Without the pictures, reproduce the records that follow exactly.
* * *
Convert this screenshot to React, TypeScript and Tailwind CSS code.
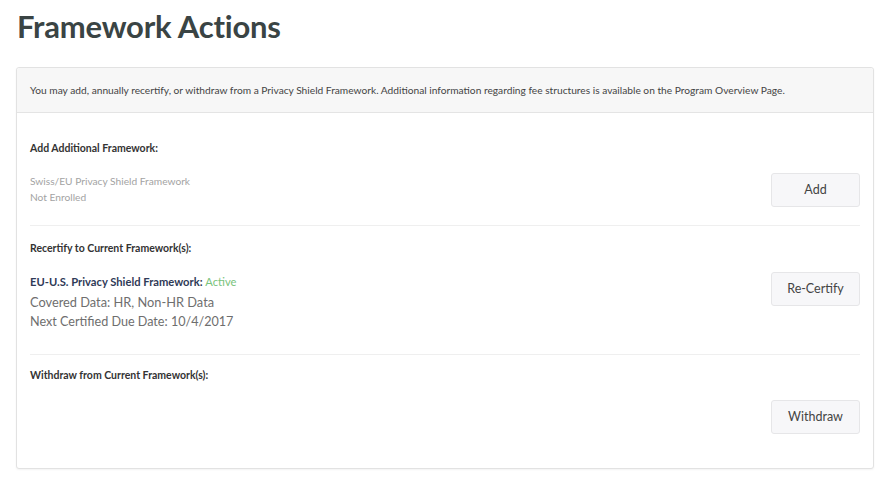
export default function App() {
  return (
    <div className="min-h-screen w-[890px] bg-white font-['Lato',sans-serif] pl-[16px] pr-[16px]">
      <h1 className="pt-[8px] pl-[1px] text-[31px] leading-[36px] font-bold text-[#3a4444] tracking-[-0.2px]">
        Framework Actions
      </h1>

      <div className="mt-[23px] border border-[#e2e2e2] rounded-[3px] shadow-[0_1px_2px_rgba(0,0,0,0.05)] bg-white">
        <div className="h-[45px] flex items-center px-[13px] bg-[#f7f7f7] border-b border-[#e4e4e4] rounded-t-[3px]">
          <p className="text-[10.2px] text-[#444] pt-[1px]">
            You may add, annually recertify, or withdraw from a Privacy Shield Framework. Additional information
            regarding fee structures is available on the Program Overview Page.
          </p>
        </div>

        <div className="px-[13px]">
          <section className="pt-[28px] pb-[18px] border-b border-[#efefef]">
            <h2 className="text-[10.5px] leading-[14px] font-bold text-[#333]">Add Additional Framework:</h2>
            <div className="mt-[18px] flex justify-between items-start">
              <div className="text-[10.2px] leading-[16px] text-[#a3a3a3]">
                <p>Swiss/EU Privacy Shield Framework</p>
                <p>Not Enrolled</p>
              </div>
              <ActionButton label="Add" />
            </div>
          </section>

          <section className="pt-[15px] pb-[22px] border-b border-[#efefef]">
            <h2 className="text-[10.5px] leading-[14px] font-bold text-[#333]">Recertify to Current Framework(s):</h2>
            <div className="mt-[17px] flex justify-between items-start">
              <div>
                <p className="text-[11.2px] leading-[20px]">
                  <span className="font-bold text-[#2f3a57]">EU-U.S. Privacy Shield Framework: </span>
                  <span className="text-[#79c37b]">Active</span>
                </p>
                <p className="text-[12.8px] leading-[20px] text-[#6e6e6e]">Covered Data: HR, Non-HR Data</p>
                <p className="text-[12.6px] leading-[20px] text-[#6e6e6e]">Next Certified Due Date: 10/4/2017</p>
              </div>
              <ActionButton label="Re-Certify" />
            </div>
          </section>

          <section className="pt-[13px] pb-[34px]">
            <h2 className="text-[10.5px] leading-[14px] font-bold text-[#333]">Withdraw from Current Framework(s):</h2>
            <div className="mt-[18px] flex justify-end">
              <ActionButton label="Withdraw" />
            </div>
          </section>
        </div>
      </div>
    </div>
  );
}

function ActionButton({ label }: { label: string }) {
  return (
    <button className="w-[89px] h-[34px] rounded-[3px] border border-[#e6e6e8] bg-[#f7f7f9] text-[12.5px] text-[#444]">
      {label}
    </button>
  );
}
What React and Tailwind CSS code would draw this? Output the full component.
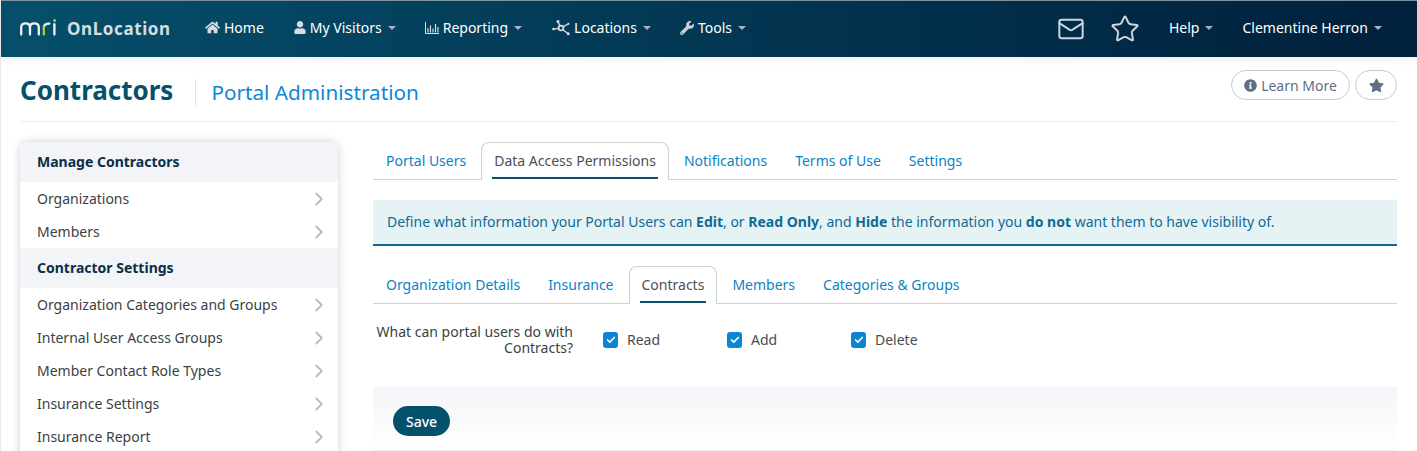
* * *
- _Solved problem_:
Convert this screenshot to React, TypeScript and Tailwind CSS code.
export default function App() {
  return (
    <div className="min-h-screen w-[890px] bg-white font-['Lato',sans-serif] pl-[16px] pr-[16px]">
      <h1 className="pt-[8px] pl-[1px] text-[31px] leading-[36px] font-bold text-[#3a4444] tracking-[-0.2px]">
        Framework Actions
      </h1>

      <div className="mt-[23px] border border-[#e2e2e2] rounded-[3px] shadow-[0_1px_2px_rgba(0,0,0,0.05)] bg-white">
        <div className="h-[45px] flex items-center px-[13px] bg-[#f7f7f7] border-b border-[#e4e4e4] rounded-t-[3px]">
          <p className="text-[10.2px] text-[#444] pt-[1px]">
            You may add, annually recertify, or withdraw from a Privacy Shield Framework. Additional information
            regarding fee structures is available on the Program Overview Page.
          </p>
        </div>

        <div className="px-[13px]">
          <section className="pt-[28px] pb-[18px] border-b border-[#efefef]">
            <h2 className="text-[10.5px] leading-[14px] font-bold text-[#333]">Add Additional Framework:</h2>
            <div className="mt-[18px] flex justify-between items-start">
              <div className="text-[10.2px] leading-[16px] text-[#a3a3a3]">
                <p>Swiss/EU Privacy Shield Framework</p>
                <p>Not Enrolled</p>
              </div>
              <ActionButton label="Add" />
            </div>
          </section>

          <section className="pt-[15px] pb-[22px] border-b border-[#efefef]">
            <h2 className="text-[10.5px] leading-[14px] font-bold text-[#333]">Recertify to Current Framework(s):</h2>
            <div className="mt-[17px] flex justify-between items-start">
              <div>
                <p className="text-[11.2px] leading-[20px]">
                  <span className="font-bold text-[#2f3a57]">EU-U.S. Privacy Shield Framework: </span>
                  <span className="text-[#79c37b]">Active</span>
                </p>
                <p className="text-[12.8px] leading-[20px] text-[#6e6e6e]">Covered Data: HR, Non-HR Data</p>
                <p className="text-[12.6px] leading-[20px] text-[#6e6e6e]">Next Certified Due Date: 10/4/2017</p>
              </div>
              <ActionButton label="Re-Certify" />
            </div>
          </section>

          <section className="pt-[13px] pb-[34px]">
            <h2 className="text-[10.5px] leading-[14px] font-bold text-[#333]">Withdraw from Current Framework(s):</h2>
            <div className="mt-[18px] flex justify-end">
              <ActionButton label="Withdraw" />
            </div>
          </section>
        </div>
      </div>
    </div>
  );
}

function ActionButton({ label }: { label: string }) {
  return (
    <button className="w-[89px] h-[34px] rounded-[3px] border border-[#e6e6e8] bg-[#f7f7f9] text-[12.5px] text-[#444]">
      {label}
    </button>
  );
}
What React and Tailwind CSS code would draw this? Output the full component.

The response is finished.